At a new, three-lane roundabout constructed in August at Homer Watson Boulevard and Block Line Road, the Waterloo Region Record reports 26 collisions have taken place, including one this past Saturday. An incident in early October, which led to a St. Mary’s High School student being hit by a bus at the roundabout, has raised additional concerns about implications for pedestrian safety.

“Students have felt rather unsafe crossing there,” said Joan Grundy, a vice principal at St. Mary’s High School.
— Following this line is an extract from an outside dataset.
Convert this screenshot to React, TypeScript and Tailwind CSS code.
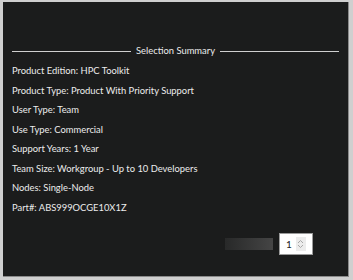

Grundy has noticed that the size and complexity of the roundabout, which differs from other one or two lane roundabouts that populate the region, has caused some confusion for drivers. She said, “[The drivers are] fairly occupied with going through it safely as a vehicle and so some of the observations I’ve made is that at times they’re so focused on that, that they’re not as in tune with the fact that people could also be crossing at the crosswalk part of that.”

Kathy Kocevar, who is a yard duty supervisor at Blessed Sacrament Catholic Elementary School, claimed, “I don’t feel very safe going through.”

Kocevar added, “I think it does pose a danger because I don’t think drivers take the roundabout seriously and they don’t know how to particularly drive through the roundabout, even though there’s been so much education shown on how to drive.”
The Region of Waterloo has already evaluated some measures to increase safety in the roundabout, including reducing the speed limit, providing additional education and moving the location of roundabout signs.

Thomas Schmidt, the Region of Waterloo commissioner of public transportation and environmental services, attributed some of the issues so far to a “learning curve.” Schmidt said, “People do take some time to get used to where it is, the location of it and how to drive through it, and we’ve seen that in others.”

Despite the high level of collisions that have taken place so far, he explained, “One of the things about roundabouts, they are actually inherently safer than signalized intersections and that’s what I think a lot of people aren’t getting.” Collisions at large signalized intersections, he said, tend to be more severe and occur more commonly than in roundabouts.

However, this isn’t satisfying many parents and students who remain concerned about their ability to cross safely. A protest organized by St. Mary’s students on Oct. 17 called for an overhead walkway to be put into place.

Schmidt anticipated, “The cost is high, it’s probably around two million dollars to put an overhead walkway in.”

He also acknowledged that it could potentially create a more dangerous situation for pedestrians, if some should choose not to use the walkway. “You’ve now created a situation where drivers no longer expect anyone to cross at that point, because they’re all using the overhead pass, and then someone doesn’t,” Schmidt said.

“I think we … know, that realistically, yes, some people will use the pathways, and after awhile some won’t.”

Grundy believes that an overhead walkway would in fact be well-used by students. She commented, “My sense is that we’ve got great kids here. I wouldn’t be so quick to say our students wouldn’t use it, quite honestly.”
Regional Council meets on Wednesday night to discuss the future of the roundabout and potential ideas for increased safety.